Pflegevertreterin Berninger rückte die enorme Belastung der Pflegekräfte in den Blick. Die Pflege in Deutschland befinde sich derzeit in einer „Abwärtsspirale“. Pflegekräfte stiegen aus dem Beruf aus oder entschieden sich erst gar nicht für eine pflegerische Ausbildung. Angesichts des Mangels an Pflegekräften hätten die im System verbliebenen immer weniger Zeit für ihre Aufgaben. Sie hätten keine Kraft und Perspektive mehr. „Wir stehen jetzt mit dem Rücken zur Wand“, beschrieb Berninger die Situation. Als Sofortmaßnahme benötigte man in den Krankenhäusern ein Personalbedarfsbemessungsinstrument, das am Bedarf der Patientinnen und Patienten ausgerichtet sei, so die Pflegevertreterin. Mit der Pflegepersonal-Regelung (PPR 2.0), auf die sich DKG, Deutscher Pflegerat und die Gewerkschaft Verdi geeinigt hätten, liege ein fundierter Vorschlag auf dem Tisch, der umsetzbar sei, sagte Berninger. Neben sicheren Arbeitsbedingungen, die vor psychischer und physischer Überlastung schützen, wozu etwa die Einhaltung von Dienstplänen und -zeiten zähle, regte Berninger an, die Aufgabenzuordnungen zwischen den Gesundheitsberufen neu zu überdenken. „Pflegende haben mehr Kompetenzen, als sie heute einsetzen dürfen“, so Berninger.

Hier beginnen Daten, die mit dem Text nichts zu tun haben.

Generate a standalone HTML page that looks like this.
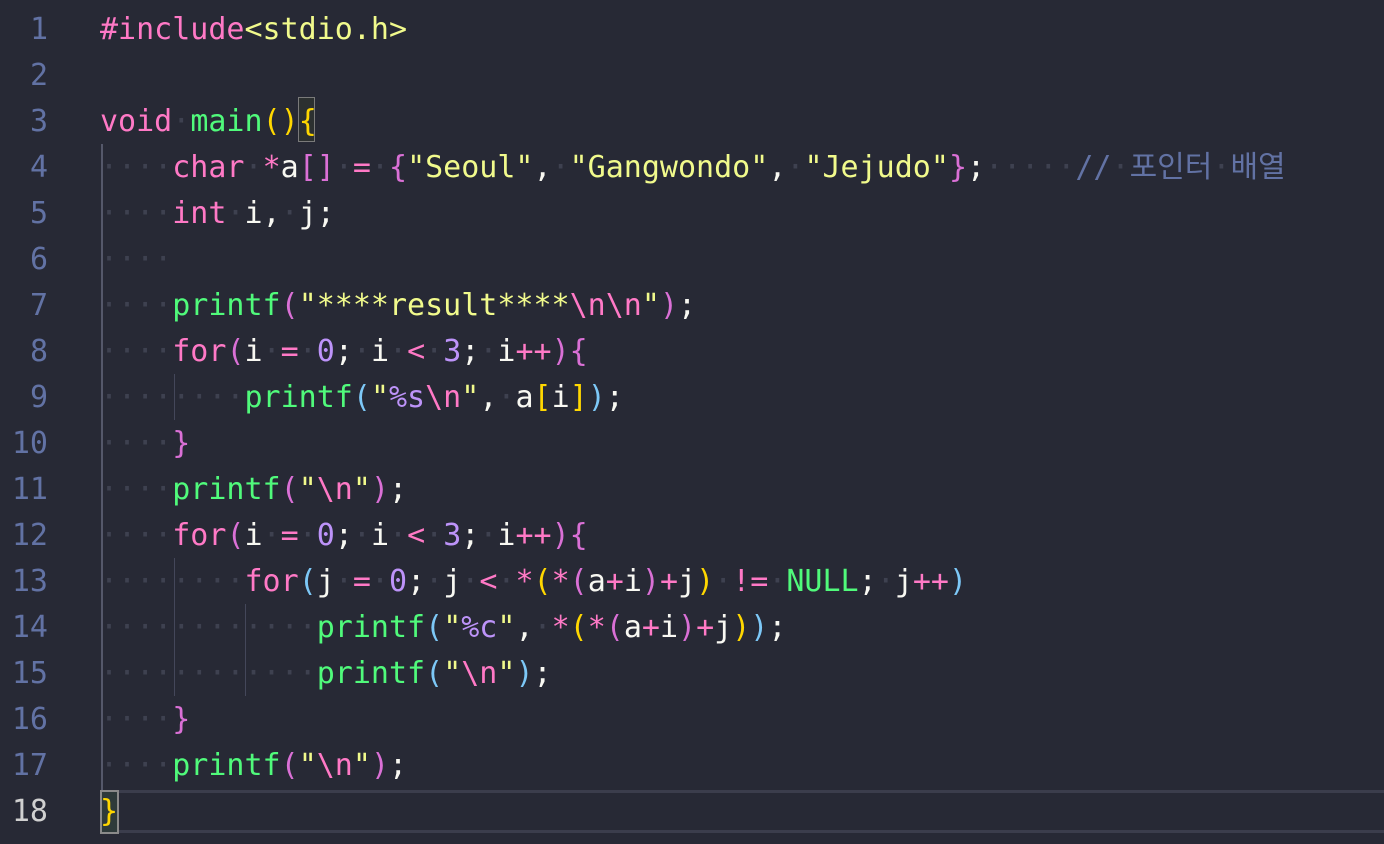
<!DOCTYPE html>
<html><head><meta charset="utf-8"><style>
html,body{margin:0;padding:0;background:#272935;width:1384px;height:844px;overflow:hidden}
.g{position:absolute;left:0;top:7px;width:48px;text-align:right;font:30px/46px "DejaVu Sans Mono",monospace;color:#6272a4}
.g div{height:46px}
.code{position:absolute;left:100px;top:7px;font:30px/46px "DejaVu Sans Mono","Noto Sans CJK KR",monospace;color:#f8f8f2}
.code div{height:46px;white-space:pre}
.k{color:#ff79c6}.f{color:#50fa7b}.s{color:#f1fa8c}.n{color:#bd93f9}.o{color:#da70d6}.y{color:#ffd700}.b{color:#7dc8f7}
.c{color:#6272a4}
.w{color:#3e4150}
.v{position:absolute;width:1px;background:#44475a}
.cl{position:absolute;left:118px;right:0;height:3px;background:#3b3d4c}
</style></head><body>
<div class="cl" style="top:790px"></div>
<div class="cl" style="top:830px"></div>
<div style="position:absolute;left:100px;top:790px;width:15px;height:40px;border:2px solid #8a8a8a;background:#2e3a3a"></div>
<div style="position:absolute;left:298px;top:97px;width:15px;height:43px;border:1px solid #7a7a7a;background:#2c3030"></div>
<div class="v" style="left:101px;top:144px;height:646px;width:2px;background:#55586a"></div>
<div class="v" style="left:174px;top:374px;height:46px"></div>
<div class="v" style="left:174px;top:558px;height:138px"></div>
<div class="v" style="left:245px;top:604px;height:92px"></div>
<div class="g"><div>1</div><div>2</div><div>3</div><div>4</div><div>5</div><div>6</div><div>7</div><div>8</div><div>9</div><div>10</div><div>11</div><div>12</div><div>13</div><div>14</div><div>15</div><div>16</div><div>17</div><div style="color:#d0d0d0">18</div></div>
<div class="code"><div><span class="k">#include</span><span class="s">&lt;stdio.h&gt;</span></div><div></div><div><span class="k">void</span><span class="w">·</span><span class="f">main</span><span class="y">()</span><span class="y">{</span></div><div><span class="w">····</span><span class="k">char</span><span class="w">·</span><span class="k">*</span>a<span class="o">[]</span><span class="w">·</span><span class="k">=</span><span class="w">·</span><span class="o">{</span><span class="s">"Seoul"</span>,<span class="w">·</span><span class="s">"Gangwondo"</span>,<span class="w">·</span><span class="s">"Jejudo"</span><span class="o">}</span>;<span class="w">·····</span><span class="c">//<span class="w">·</span>포인터<span class="w">·</span>배열</span></div><div><span class="w">····</span><span class="k">int</span><span class="w">·</span>i,<span class="w">·</span>j;</div><div><span class="w">····</span></div><div><span class="w">····</span><span class="f">printf</span><span class="o">(</span><span class="s">"****result****</span><span class="k">\n\n</span><span class="s">"</span><span class="o">)</span>;</div><div><span class="w">····</span><span class="k">for</span><span class="o">(</span>i<span class="w">·</span><span class="k">=</span><span class="w">·</span><span class="n">0</span>;<span class="w">·</span>i<span class="w">·</span><span class="k">&lt;</span><span class="w">·</span><span class="n">3</span>;<span class="w">·</span>i<span class="k">++</span><span class="o">)</span><span class="o">{</span></div><div><span class="w">········</span><span class="f">printf</span><span class="b">(</span><span class="s">"</span><span class="n">%s</span><span class="k">\n</span><span class="s">"</span>,<span class="w">·</span>a<span class="y">[</span>i<span class="y">]</span><span class="b">)</span>;</div><div><span class="w">····</span><span class="o">}</span></div><div><span class="w">····</span><span class="f">printf</span><span class="o">(</span><span class="s">"</span><span class="k">\n</span><span class="s">"</span><span class="o">)</span>;</div><div><span class="w">····</span><span class="k">for</span><span class="o">(</span>i<span class="w">·</span><span class="k">=</span><span class="w">·</span><span class="n">0</span>;<span class="w">·</span>i<span class="w">·</span><span class="k">&lt;</span><span class="w">·</span><span class="n">3</span>;<span class="w">·</span>i<span class="k">++</span><span class="o">)</span><span class="o">{</span></div><div><span class="w">········</span><span class="k">for</span><span class="b">(</span>j<span class="w">·</span><span class="k">=</span><span class="w">·</span><span class="n">0</span>;<span class="w">·</span>j<span class="w">·</span><span class="k">&lt;</span><span class="w">·</span><span class="k">*</span><span class="y">(</span><span class="k">*</span><span class="o">(</span>a<span class="k">+</span>i<span class="o">)</span><span class="k">+</span>j<span class="y">)</span><span class="w">·</span><span class="k">!=</span><span class="w">·</span><span class="f">NULL</span>;<span class="w">·</span>j<span class="k">++</span><span class="b">)</span></div><div><span class="w">············</span><span class="f">printf</span><span class="b">(</span><span class="s">"</span><span class="n">%c</span><span class="s">"</span>,<span class="w">·</span><span class="k">*</span><span class="y">(</span><span class="k">*</span><span class="o">(</span>a<span class="k">+</span>i<span class="o">)</span><span class="k">+</span>j<span class="y">)</span><span class="b">)</span>;</div><div><span class="w">············</span><span class="f">printf</span><span class="b">(</span><span class="s">"</span><span class="k">\n</span><span class="s">"</span><span class="b">)</span>;</div><div><span class="w">····</span><span class="o">}</span></div><div><span class="w">····</span><span class="f">printf</span><span class="o">(</span><span class="s">"</span><span class="k">\n</span><span class="s">"</span><span class="o">)</span>;</div><div><span class="y">}</span></div></div>
</body></html>
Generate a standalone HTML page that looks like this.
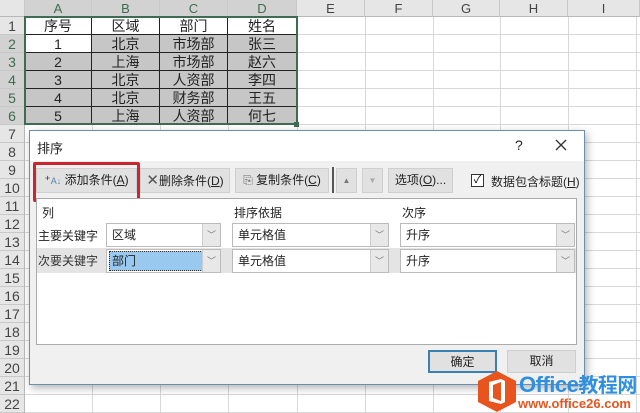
<!DOCTYPE html>
<html><head><meta charset="utf-8"><style>
*{margin:0;padding:0;box-sizing:border-box}
body{width:640px;height:413px;overflow:hidden;background:#fff;position:relative;font-family:"Liberation Sans","Noto Sans CJK SC",sans-serif;}
.a{position:absolute}
.ch{position:absolute;top:0;height:17px;background:#e6e6e6;border-right:1px solid #c8c8c8;border-bottom:1px solid #b8b8b8;font-size:13px;color:#444;text-align:center;line-height:17px}
.rh{position:absolute;left:0;width:25px;height:18px;background:#e6e6e6;border-bottom:1px solid #c8c8c8;border-right:1px solid #b8b8b8;font-size:14px;color:#444;text-align:center;line-height:18px}
.vl{position:absolute;top:17px;bottom:0;width:1px;background:#d8d8d8}
.hl{position:absolute;left:25px;right:0;height:1px;background:#d8d8d8}
.c{position:absolute;height:18px;font-size:14px;text-align:center;line-height:18px;color:#222;border-right:1px solid #222;border-bottom:1px solid #222}
.btn{position:absolute;height:25px;background:#e1e1e1;border:1px solid #cfcfcf;font-size:12px;line-height:23px;color:#222;text-align:center}
.cb{position:absolute;height:24px;background:#fff;border:1px solid #bbb;font-size:12px;line-height:22px;padding-left:5px;color:#222}
.dd{position:absolute;right:0;top:0;width:18px;height:22px;background:#e8e8e8;border-left:1px solid #ccc;color:#777;font-size:9px;text-align:center;line-height:22px}
.t{position:absolute;font-size:12px;color:#222}
</style></head><body>
<div class="vl" style="left:92px"></div><div class="vl" style="left:160px"></div><div class="vl" style="left:228px"></div><div class="vl" style="left:297px"></div><div class="vl" style="left:365px"></div><div class="vl" style="left:433px"></div><div class="vl" style="left:500px"></div><div class="vl" style="left:568px"></div><div class="vl" style="left:636px"></div>
<div class="hl" style="top:34px"></div><div class="hl" style="top:52px"></div><div class="hl" style="top:70px"></div><div class="hl" style="top:88px"></div><div class="hl" style="top:106px"></div><div class="hl" style="top:124px"></div><div class="hl" style="top:142px"></div><div class="hl" style="top:160px"></div><div class="hl" style="top:178px"></div><div class="hl" style="top:196px"></div><div class="hl" style="top:214px"></div><div class="hl" style="top:232px"></div><div class="hl" style="top:250px"></div><div class="hl" style="top:268px"></div><div class="hl" style="top:286px"></div><div class="hl" style="top:304px"></div><div class="hl" style="top:322px"></div><div class="hl" style="top:340px"></div><div class="hl" style="top:358px"></div><div class="hl" style="top:376px"></div><div class="hl" style="top:394px"></div><div class="hl" style="top:412px"></div>
<div class="ch" style="left:0;width:25px"></div>
<div class="ch" style="left:25px;width:67px;color:#3f6b50;background:#d2d2d2">A</div>
<div class="ch" style="left:92px;width:68px;color:#3f6b50;background:#d2d2d2">B</div>
<div class="ch" style="left:160px;width:68px;color:#3f6b50;background:#d2d2d2">C</div>
<div class="ch" style="left:228px;width:69px;color:#3f6b50;background:#d2d2d2">D</div>
<div class="ch" style="left:297px;width:68px">E</div>
<div class="ch" style="left:365px;width:68px">F</div>
<div class="ch" style="left:433px;width:67px">G</div>
<div class="ch" style="left:500px;width:68px">H</div>
<div class="ch" style="left:568px;width:72px">I</div>
<div class="rh" style="top:17px">1</div><div class="rh" style="top:35px;background:#d2d2d2;color:#3f6b50">2</div><div class="rh" style="top:53px;background:#d2d2d2;color:#3f6b50">3</div><div class="rh" style="top:71px;background:#d2d2d2;color:#3f6b50">4</div><div class="rh" style="top:89px;background:#d2d2d2;color:#3f6b50">5</div><div class="rh" style="top:107px;background:#d2d2d2;color:#3f6b50">6</div><div class="rh" style="top:125px">7</div><div class="rh" style="top:143px">8</div><div class="rh" style="top:161px">9</div><div class="rh" style="top:179px">10</div><div class="rh" style="top:197px">11</div><div class="rh" style="top:215px">12</div><div class="rh" style="top:233px">13</div><div class="rh" style="top:251px">14</div><div class="rh" style="top:269px">15</div><div class="rh" style="top:287px">16</div><div class="rh" style="top:305px">17</div><div class="rh" style="top:323px">18</div><div class="rh" style="top:341px">19</div><div class="rh" style="top:359px">20</div><div class="rh" style="top:377px">21</div><div class="rh" style="top:395px">22</div>
<div class="a" style="left:25px;top:17px;width:272px;height:108px;background:#fff"></div>
<div class="a" style="left:92px;top:35px;width:205px;height:90px;background:#c6c6c6"></div>
<div class="a" style="left:25px;top:53px;width:67px;height:72px;background:#c6c6c6"></div>
<div class="c" style="left:25px;top:17px;width:67px">序号</div><div class="c" style="left:92px;top:17px;width:68px">区域</div><div class="c" style="left:160px;top:17px;width:68px">部门</div><div class="c" style="left:228px;top:17px;width:69px">姓名</div>
<div class="c" style="left:25px;top:35px;width:67px">1</div><div class="c" style="left:92px;top:35px;width:68px">北京</div><div class="c" style="left:160px;top:35px;width:68px">市场部</div><div class="c" style="left:228px;top:35px;width:69px">张三</div>
<div class="c" style="left:25px;top:53px;width:67px">2</div><div class="c" style="left:92px;top:53px;width:68px">上海</div><div class="c" style="left:160px;top:53px;width:68px">市场部</div><div class="c" style="left:228px;top:53px;width:69px">赵六</div>
<div class="c" style="left:25px;top:71px;width:67px">3</div><div class="c" style="left:92px;top:71px;width:68px">北京</div><div class="c" style="left:160px;top:71px;width:68px">人资部</div><div class="c" style="left:228px;top:71px;width:69px">李四</div>
<div class="c" style="left:25px;top:89px;width:67px">4</div><div class="c" style="left:92px;top:89px;width:68px">北京</div><div class="c" style="left:160px;top:89px;width:68px">财务部</div><div class="c" style="left:228px;top:89px;width:69px">王五</div>
<div class="c" style="left:25px;top:107px;width:67px">5</div><div class="c" style="left:92px;top:107px;width:68px">上海</div><div class="c" style="left:160px;top:107px;width:68px">人资部</div><div class="c" style="left:228px;top:107px;width:69px">何七</div>
<div class="a" style="left:24px;top:16px;width:274px;height:109px;border:2px solid #3f6b50"></div>
<div class="a" style="left:294px;top:122px;width:5px;height:5px;background:#3f6b50"></div>
<div class="a" style="left:29px;top:130px;width:556px;height:255px;background:#f0f0f0;border:1px solid #6b8fb0;box-shadow:2px 3px 8px rgba(0,0,0,.3)"></div>
<div class="a" style="left:30px;top:131px;width:554px;height:30px;background:#fff"></div>
<div class="t" style="left:37px;top:138px;font-size:13px">排序</div>
<div class="t" style="left:515px;top:137px;font-size:14px">?</div>
<svg class="a" style="left:555px;top:139px" width="12" height="12"><path d="M1 1L11 11M11 1L1 11" stroke="#333" stroke-width="1.3"/></svg>
<div class="btn" style="left:36px;top:168px;width:101px">⁺<span style="font-size:9px;color:#5a7fb0">A↓</span> 添加条件(<u>A</u>)</div>
<div class="a" style="left:33px;top:162px;width:107px;height:40px;border:3px solid #c8282d;border-radius:2px"></div>
<div class="btn" style="left:140px;top:168px;width:90px"><span style="font-size:15px;color:#555">✕</span>删除条件(<u>D</u>)</div>
<div class="btn" style="left:235px;top:168px;width:94px"><span style="color:#666">⎘</span> 复制条件(<u>C</u>)</div>
<div class="a" style="left:332px;top:167px;width:2px;height:26px;background:#555"></div>
<div class="btn" style="left:336px;top:168px;width:21px;font-size:8px;color:#777">▲</div>
<div class="btn" style="left:362px;top:168px;width:21px;font-size:8px;color:#aaa">▼</div>
<div class="btn" style="left:388px;top:168px;width:65px">选项(<u>O</u>)...</div>
<div class="a" style="left:471px;top:174px;width:13px;height:13px;border:1px solid #333;background:#fff;font-size:11px;line-height:11px;text-align:center">✓</div>
<div class="t" style="left:491px;top:173px">数据包含标题(<u>H</u>)</div>
<div class="a" style="left:36px;top:198px;width:541px;height:147px;background:#fff;border:1px solid #aaa"></div>
<div class="a" style="left:37px;top:248px;width:539px;height:25px;background:#e4e4e4"></div>
<div class="t" style="left:42px;top:204px">列</div>
<div class="t" style="left:234px;top:204px">排序依据</div>
<div class="t" style="left:402px;top:204px">次序</div>
<div class="t" style="left:38px;top:227px">主要关键字</div>
<div class="t" style="left:38px;top:252px;color:#333">次要关键字</div>
<div class="cb" style="left:106px;top:223px;width:115px">区域<div class="dd">﹀</div></div>
<div class="cb" style="left:232px;top:223px;width:157px">单元格值<div class="dd">﹀</div></div>
<div class="cb" style="left:400px;top:223px;width:175px">升序<div class="dd">﹀</div></div>
<div class="cb" style="left:106px;top:249px;width:115px;padding-left:2px"><span style="display:inline-block;width:94px;height:20px;background:#99c9ef;border:1px dotted #333;line-height:18px;margin-top:1px;padding-left:2px">部门</span><div class="dd">﹀</div></div>
<div class="cb" style="left:232px;top:249px;width:157px">单元格值<div class="dd">﹀</div></div>
<div class="cb" style="left:400px;top:249px;width:175px">升序<div class="dd">﹀</div></div>
<div class="btn" style="left:428px;top:350px;width:69px;height:23px;line-height:20px;border:2px solid #3c7fb1">确定</div>
<div class="btn" style="left:507px;top:350px;width:69px;height:23px;line-height:21px">取消</div>
<svg class="a" style="left:476px;top:370px" width="42" height="43" viewBox="0 0 42 43"><polygon points="21,1 40,11 40,32 21,42 2,32 2,11" fill="#e8541e"/><path d="M13 12 L25 9 L29 11 L29 32 L25 34 L13 31 Z M17 15 V28 L25 31 V12 Z" fill="#fff" fill-rule="evenodd"/></svg>
<div class="a" style="left:519px;top:369px;font-size:22px;font-weight:bold;color:#2f8fe0;letter-spacing:-0.5px;white-space:nowrap">Office<span style="font-size:20px">教程网</span></div>
<div class="a" style="left:518px;top:396px;font-size:13px;font-weight:bold;color:#e8541e;white-space:nowrap">www.office26.com</div>
</body></html>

Der Präsident des Verbandes der Leitenden Krankenhausärzte Deutschlands, Dr. Michael A. Weber, regte an, das leistungsorientierte Entgeltsystem der Kliniken (DRG) um einen Vorhaltekostenanteil von 40 Prozent zu ergänzen. Die Kliniklandschaft dürfe nicht über eine „kalte Strukturbereinigung“ weiter ausgedünnt werden. Eine Krankenhausreform müsse sich am Bedarf vor Ort orientieren. Weber sagte, dass kleine und mittlere Häuser einen großen Beitrag zur flächendeckenden Versorgung der Bevölkerung leisteten, was sich auch während der Pandemie gezeigt habe. Die Finanzierung der Vorhaltekosten sei ein Beitrag zur Strukturerhaltung und helfe dabei, die Versorgung zu sichern. Mit Blick auf die Ausgestaltung des Pflegebudgets, das die Pflegepersonalkosten seit 2020 zusammenführt und das Krankenhäuser und Krankenkassen jährlich verhandeln müssen, kritisierte Weber, dass vielen Kliniken die Kosten noch nicht erstattet wurden und die Häuser in Vorleistung getreten seien. Der Präsident des Verbandes der Krankenhausdirektoren, Dr. Josef Düllings, ergänzte, dass mehr als 60 Prozent der Häuser noch kein Pflegebudget für das Jahr 2020 hätten aushandeln können. Dieser Zustand bringe zahlreiche Häuser in die Nähe einer Insolvenzgefährdung, warnte Düllings. Die Ausgliederung der Pflegepersonalkosten führe im Übrigen dazu, dass nun bei anderem Personal gespart werde, etwa bei Ärztinnen und Ärzten, bemängelte Weber.